Tuesday, 7 July 2009

" 'The Man Who Fell in Love With the Moon' "

She swims in the pool. Each evening, as I step out onto the balcony, newly naked and ready for bed, I look down to see her. The first cool air of the day swirls around me, it clatters the brittle summer-scorched leaves together and spreads her silver form in the water's ripples. She waits for me and she gathers herself together - drawing in her refracted silver shards and straightening the wrinkled surface of our liquid sheets. And when the pool is still, with her sat whole and patient in its centre, I dive down, my hands parting the fat 'O' of her fullness. And her silver slicks over my skin, until underwater we are combined entirely. She is the cool gasp at the end of long wilting days. She is the quiet privacy that comes after too many brightly-coloured, noisy hours.

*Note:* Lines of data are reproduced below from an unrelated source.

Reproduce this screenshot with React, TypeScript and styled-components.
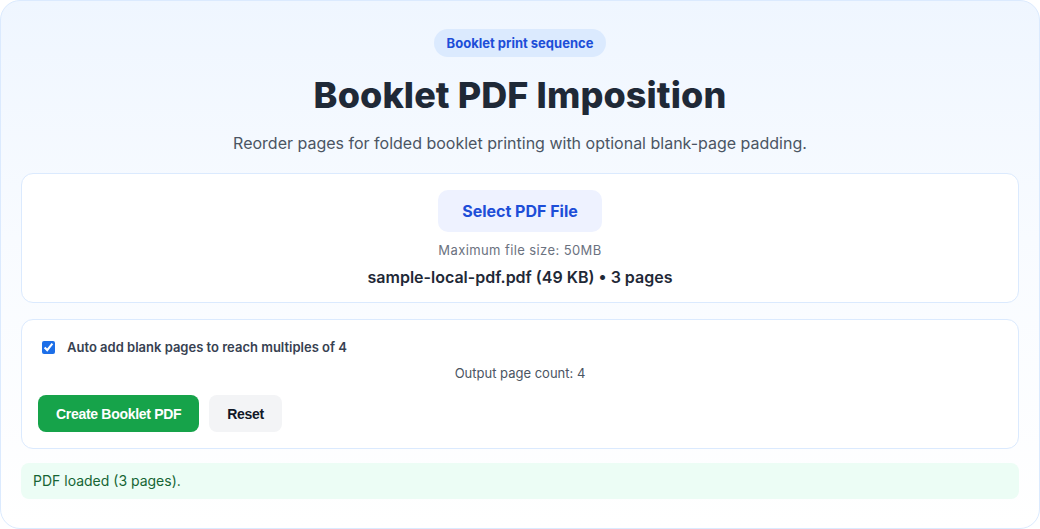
import styled, { createGlobalStyle } from "styled-components";
import { useState } from "react";

const GlobalStyle = createGlobalStyle`
  html, body {
    margin: 0;
    padding: 0;
    background: #ffffff;
  }
  body {
    font-family: Inter, "Liberation Sans", sans-serif;
    color: #1f2937;
  }
`;

const Page = styled.main`
  box-sizing: border-box;
  width: 1040px;
  height: 529px;
  padding: 28px 20px;
  border: 1px solid #dbeafe;
  border-radius: 20px;
  background: linear-gradient(180deg, #eff6ff 0%, #f8fbff 45%, #ffffff 100%);
  display: flex;
  flex-direction: column;
`;

const Header = styled.header`
  display: flex;
  flex-direction: column;
  align-items: center;
  text-align: center;
`;

const Badge = styled.span`
  display: inline-flex;
  align-items: center;
  height: 28px;
  padding: 0 13px;
  border-radius: 999px;
  background: #dbeafe;
  color: #1d4ed8;
  font-size: 13px;
  font-weight: 700;
`;

const Title = styled.h1`
  margin: 14px 0 0;
  font-size: 36px;
  line-height: 48px;
  font-weight: 800;
  letter-spacing: 0.1px;
  color: #1f2937;
`;

const Subtitle = styled.p`
  margin: 12px 0 0;
  font-size: 16px;
  line-height: 24px;
  color: #4b5563;
`;

const Card = styled.section<{ $center?: boolean }>`
  box-sizing: border-box;
  margin-top: ${(p) => (p.$center ? "18px" : "16px")};
  padding: ${(p) => (p.$center ? "16px 16px 14px" : "16px")};
  border: 1px solid #dbeafe;
  border-radius: 12px;
  background: #ffffff;
  display: flex;
  flex-direction: column;
  align-items: ${(p) => (p.$center ? "center" : "stretch")};
`;

const FileButton = styled.label`
  box-sizing: border-box;
  display: inline-flex;
  align-items: center;
  justify-content: center;
  height: 42px;
  padding: 0 24px;
  border-radius: 10px;
  background: #eef2ff;
  color: #1d4ed8;
  font-size: 16px;
  font-weight: 700;
  cursor: pointer;

  input {
    display: none;
  }
`;

const Hint = styled.p`
  margin: 9px 0 0;
  font-size: 13px;
  line-height: 18px;
  letter-spacing: 0.4px;
  color: #6b7280;
`;

const FileInfo = styled.p`
  margin: 7px 0 0;
  font-size: 16px;
  line-height: 22px;
  font-weight: 600;
  color: #1f2937;
`;

const CheckRow = styled.label`
  display: flex;
  align-items: center;
  gap: 12px;
  height: 22px;
  font-size: 13px;
  font-weight: 600;
  color: #374151;

  input {
    margin: 0 0 0 4px;
    width: 13px;
    height: 13px;
    accent-color: #1d6fe8;
  }
`;

const Count = styled.p`
  margin: 6px 0 0;
  text-align: center;
  font-size: 13px;
  line-height: 18px;
  color: #4b5563;
`;

const Actions = styled.div`
  display: flex;
  gap: 10px;
  margin-top: 13px;
`;

const Button = styled.button<{ $primary?: boolean }>`
  height: 37px;
  padding: 0 18px;
  border: none;
  border-radius: 8px;
  font-family: "Liberation Sans", Arial, sans-serif;
  font-size: 14px;
  font-weight: 700;
  letter-spacing: -0.3px;
  background: ${(p) => (p.$primary ? "#16a34a" : "#f3f4f6")};
  color: ${(p) => (p.$primary ? "#ffffff" : "#111827")};
  cursor: pointer;
`;

const Status = styled.div`
  margin-top: 14px;
  padding: 8px 12px;
  border-radius: 8px;
  background: #ecfdf5;
  color: #166534;
  font-size: 14px;
  line-height: 20px;
`;

const App = () => {
  const [autoPad, setAutoPad] = useState<boolean>(true);

  return (
    <>
      <GlobalStyle />
      <Page>
        <Header>
          <Badge>Booklet print sequence</Badge>
          <Title>Booklet PDF Imposition</Title>
          <Subtitle>
            Reorder pages for folded booklet printing with optional blank-page padding.
          </Subtitle>
        </Header>

        <Card $center>
          <FileButton>
            Select PDF File
            <input type="file" accept="application/pdf" />
          </FileButton>
          <Hint>Maximum file size: 50MB</Hint>
          <FileInfo>sample-local-pdf.pdf (49 KB) • 3 pages</FileInfo>
        </Card>

        <Card>
          <CheckRow>
            <input
              type="checkbox"
              checked={autoPad}
              onChange={(e) => setAutoPad(e.target.checked)}
            />
            Auto add blank pages to reach multiples of 4
          </CheckRow>
          <Count>Output page count: {autoPad ? 4 : 3}</Count>
          <Actions>
            <Button $primary>Create Booklet PDF</Button>
            <Button>Reset</Button>
          </Actions>
        </Card>

        <Status>PDF loaded (3 pages).</Status>
      </Page>
    </>
  );
};

export default App;
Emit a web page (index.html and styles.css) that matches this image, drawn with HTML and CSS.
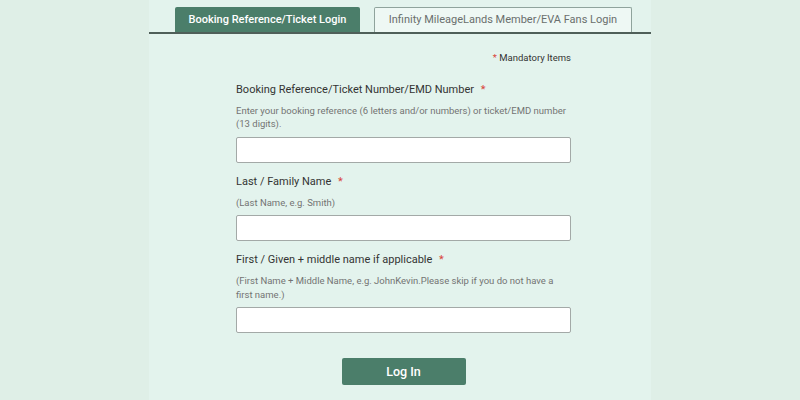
FILE: index.html
```html
<!DOCTYPE html>
<html lang="en">
<head>
    <meta charset="UTF-8">
    <meta name="viewport" content="width=device-width, initial-scale=1.0">
    <title>Login</title>
    <link rel="stylesheet" href="styles.css">
</head>
<body>
    <div class="panel">
        <!-- tabs -->
        <div class="tabs">
            <div class="tab active">Booking Reference/Ticket Login</div>
            <div class="tab">Infinity MileageLands Member/EVA Fans Login</div>
        </div>

        <form class="login-form">
            <p class="mandatory"><span class="star">*</span> Mandatory Items</p>

            <div class="field first">
                <label for="bookingRef">Booking Reference/Ticket Number/EMD Number <span class="star">*</span></label>
                <p class="help">Enter your booking reference (6 letters and/or numbers) or ticket/EMD number (13 digits).</p>
                <input type="text" id="bookingRef">
            </div>

            <div class="field">
                <label for="lastName">Last / Family Name <span class="star">*</span></label>
                <p class="help">(Last Name, e.g. Smith)</p>
                <input type="text" id="lastName">
            </div>

            <div class="field">
                <label for="firstName">First / Given + middle name if applicable <span class="star">*</span></label>
                <p class="help two">(First Name + Middle Name, e.g. JohnKevin.Please skip if you do not have a first name.)</p>
                <input type="text" id="firstName">
            </div>

            <div class="actions">
                <button type="button">Log In</button>
            </div>
        </form>
    </div>
</body>
</html>
```

FILE: styles.css
```css
/* CSS */
body {
    margin: 0;
    font-family: Roboto, "Liberation Sans", Arial, sans-serif;
    background-color: #dfefe7;
    color: #333;
}

.panel {
    width: 502px;
    height: 400px;
    margin: 0 auto;
    background: #e3f3ed;
}

.tabs {
    display: flex;
    gap: 14px;
    padding: 7px 0 0 26px;
    border-bottom: 2px solid #4f5f59;
}

.tab {
    width: 256px;
    height: 24px;
    line-height: 24px;
    text-align: center;
    font-size: 11px;
    color: #6a6f6d;
    background: #eef8f4;
    border: 1px solid #8fa39c;
    border-bottom: none;
    border-radius: 2px 2px 0 0;
    white-space: nowrap;
}

.tab.active {
    width: 185px;
    height: 25px;
    line-height: 25px;
    border: none;
    background: #4b7e6a;
    color: #fff;
    font-weight: 500;
}

.login-form {
    padding: 0 80px 0 87px;
}

.mandatory {
    margin: 17px 0 0;
    font-size: 9.5px;
    line-height: 14px;
    text-align: right;
    color: #333;
}

.star {
    color: #d9443a;
    margin-left: 4px;
}

.mandatory .star {
    margin: 0;
}

.field {
    margin-top: 11px;
}

.field.first {
    margin-top: 17px;
}

label {
    display: block;
    font-size: 11px;
    line-height: 16px;
    color: #333;
}

.help {
    margin: 6px 0 6px;
    font-size: 9.5px;
    line-height: 13px;
    color: #737373;
}

.field.first .help {
    margin-bottom: 7px;
}

.help.two {
    line-height: 14px;
    margin-bottom: 5px;
}

input {
    display: block;
    box-sizing: border-box;
    width: 100%;
    height: 26px;
    border: 1px solid #a3a9a7;
    border-radius: 2px;
    background: #fff;
}

.actions {
    display: flex;
    justify-content: center;
    margin-top: 25px;
}

button {
    width: 124px;
    height: 27px;
    border: none;
    border-radius: 2px;
    background-color: #4b7e6a;
    color: white;
    font-family: inherit;
    font-size: 12.5px;
    font-weight: 500;
    cursor: pointer;
}
```
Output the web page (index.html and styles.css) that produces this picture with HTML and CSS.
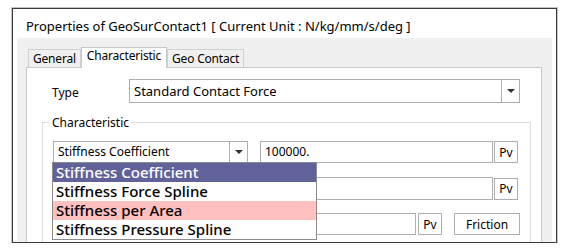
FILE: index.html
```html
<!DOCTYPE html>
<html lang="en">
<head>
  <meta charset="UTF-8" />
  <title>Properties of GeoSurContact1</title>
  <link rel="stylesheet" href="styles.css">
</head>
<body>
  <div class="window">
    <div class="title">Properties of GeoSurContact1 [ Current Unit : N/kg/mm/s/deg ]</div>

    <div class="panel">
      <div class="tabs">
        <div class="tab">General</div>
        <div class="tab active">Characteristic</div>
        <div class="tab">Geo Contact</div>
      </div>

      <div class="page">
        <div class="type-row">
          <span class="type-label">Type</span>
          <div class="combo type-combo">
            <span class="combo-text">Standard Contact Force</span>
            <span class="combo-btn"><i class="arrow"></i></span>
          </div>
        </div>

        <fieldset class="group">
          <legend>Characteristic</legend>

          <div class="row row1">
            <div class="combo stiff-combo">
              <span class="combo-text">Stiffness Coefficient</span>
              <span class="combo-btn"><i class="arrow"></i></span>
              <ul class="droplist">
                <li class="selected">Stiffness Coefficient</li>
                <li>Stiffness Force Spline</li>
                <li class="marked">Stiffness per Area</li>
                <li>Stiffness Pressure Spline</li>
              </ul>
            </div>
            <div class="field wide">100000.</div>
            <button class="btn pv">Pv</button>
          </div>

          <div class="row row2">
            <span class="spacer"></span>
            <div class="field wide"></div>
            <button class="btn pv">Pv</button>
          </div>

          <div class="row row3">
            <span class="spacer"></span>
            <div class="field short"></div>
            <button class="btn pv">Pv</button>
            <button class="btn friction">Friction</button>
          </div>
        </fieldset>
      </div>
    </div>
  </div>
</body>
</html>
```

FILE: styles.css
```css
body {
  margin: 0;
  background: #ffffff;
  font-family: "Noto Sans", "Open Sans", sans-serif;
  color: #000000;
}
.window {
  margin: 8px 0 0 12px;
  width: 543px;
  height: 233px;
  border: 1px solid #3a3a3a;
  box-shadow: 0 0 0 1px #c4c4c4;
  background: #ffffff;
  display: flex;
  flex-direction: column;
  overflow: hidden;
}
.title {
  height: 29px;
  line-height: 34px;
  padding-left: 13px;
  font-size: 13px;
  white-space: nowrap;
}
.panel {
  flex: 1;
  margin: 0 4px;
  background: #f0f0f0;
  padding: 9px 0 0 9px;
  overflow: hidden;
}
.tabs {
  display: flex;
  align-items: flex-end;
  height: 20px;
  padding-left: 2px;
}
.tab {
  height: 18px;
  line-height: 18px;
  padding: 0 4px;
  font-size: 12px;
  letter-spacing: -0.2px;
  border: 1px solid #d0d0d0;
  border-bottom: none;
  background: #f0f0f0;
  box-sizing: border-box;
}
.tab.active {
  height: 21px;
  margin-bottom: -1px;
  background: #ffffff;
  border-color: #c8c8c8;
  line-height: 16px;
  padding: 0 5px;
  position: relative;
}
.page {
  width: 516px;
  height: 200px;
  background: #ffffff;
  border: 1px solid #c8c8c8;
  box-sizing: border-box;
  padding: 11px 0 0 15px;
}
.type-row {
  display: flex;
  align-items: center;
  height: 24px;
}
.type-label {
  width: 77px;
  padding-left: 10px;
  font-size: 12px;
  padding-top: 3px;
}
.combo {
  display: flex;
  border: 1px solid #adadad;
  background: #ffffff;
  box-sizing: border-box;
  font-size: 12px;
  position: relative;
}
.combo-text {
  flex: 1;
  padding-left: 4px;
  white-space: nowrap;
}
.combo-btn {
  width: 17px;
  border-left: 1px solid #adadad;
  display: flex;
  align-items: center;
  justify-content: center;
}
.arrow {
  width: 0;
  height: 0;
  border-left: 4px solid transparent;
  border-right: 4px solid transparent;
  border-top: 4px solid #333333;
}
.type-combo {
  width: 391px;
  height: 24px;
  line-height: 22px;
  font-size: 13px;
}
.group {
  margin: 11px 0 0 0;
  width: 489px;
  height: 140px;
  border: 1px solid #dcdcdc;
  box-sizing: border-box;
  padding: 10px 0 0 10px;
}
.group legend {
  font-size: 12px;
  padding: 0 2px;
  margin-left: -3px;
}
.row {
  display: flex;
  align-items: center;
}
.row1 {
  height: 22px;
}
.row2 {
  height: 23px;
  margin-top: 14px;
}
.row3 {
  height: 22px;
  margin-top: 13px;
}
.stiff-combo {
  width: 195px;
  height: 22px;
  line-height: 20px;
  margin-right: 12px;
}
.spacer {
  width: 209px;
}
.field {
  height: 100%;
  border: 1px solid #adadad;
  box-sizing: border-box;
  font-size: 12px;
  line-height: 20px;
  padding-left: 4px;
}
.field.wide {
  width: 233px;
}
.row2 .field.wide {
  width: 231px;
}
.field.short {
  width: 154px;
}
.btn {
  margin: 0;
  padding: 0;
  font-family: inherit;
  font-size: 12px;
  background: #ffffff;
  border: 1px solid #adadad;
  box-sizing: border-box;
  height: 22px;
}
.pv {
  width: 24px;
  margin-left: 1px;
}
.row3 .pv {
  margin-left: 2px;
}
.friction {
  width: 66px;
  margin-left: 12px;
}
.droplist {
  position: absolute;
  top: 20px;
  left: -2px;
  width: 265px;
  margin: 0;
  padding: 0;
  list-style: none;
  background: #ffffff;
  border: 1px solid #8c8c8c;
  box-sizing: border-box;
  z-index: 2;
}
.droplist li {
  height: 19px;
  line-height: 19px;
  padding-left: 3px;
  font-size: 15px;
  font-weight: 500;
}
.droplist li.selected {
  background: #62629a;
  color: #ffffff;
}
.droplist li.marked {
  background: #ffc0c0;
}
```
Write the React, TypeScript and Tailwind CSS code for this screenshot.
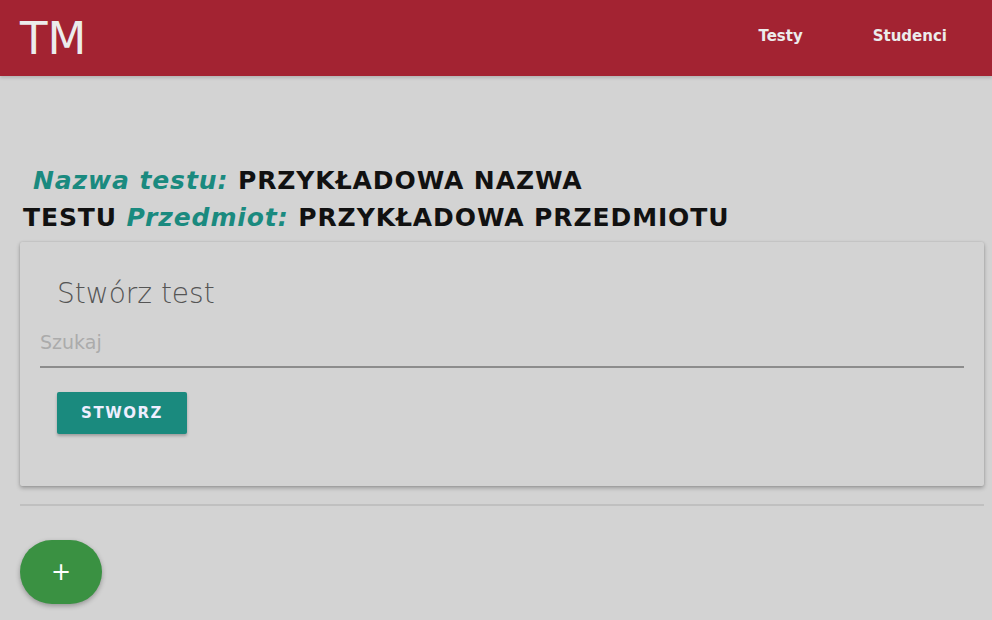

She is shy at times - drawn into nothing but a wry smile. But she always swells - slowly, seductively - until she is ripe and grown heavy on her rippled branch. And it is then that I dive into her, where she waits just beneath the skin of the water. I pierce it, fingers first, and swim inside her - the whole silvery pool of her, so cold it makes me shiver. And she pours into every crevice of my body and stains me with her shimmering colour. I stay under there, enveloped in her love, until my lungs claw at the walls of my chest and I burst forth, erupting in a shower of silver spray, and crawl onto the damp grass to pant and quake and drift off into dreams of my beautiful moon.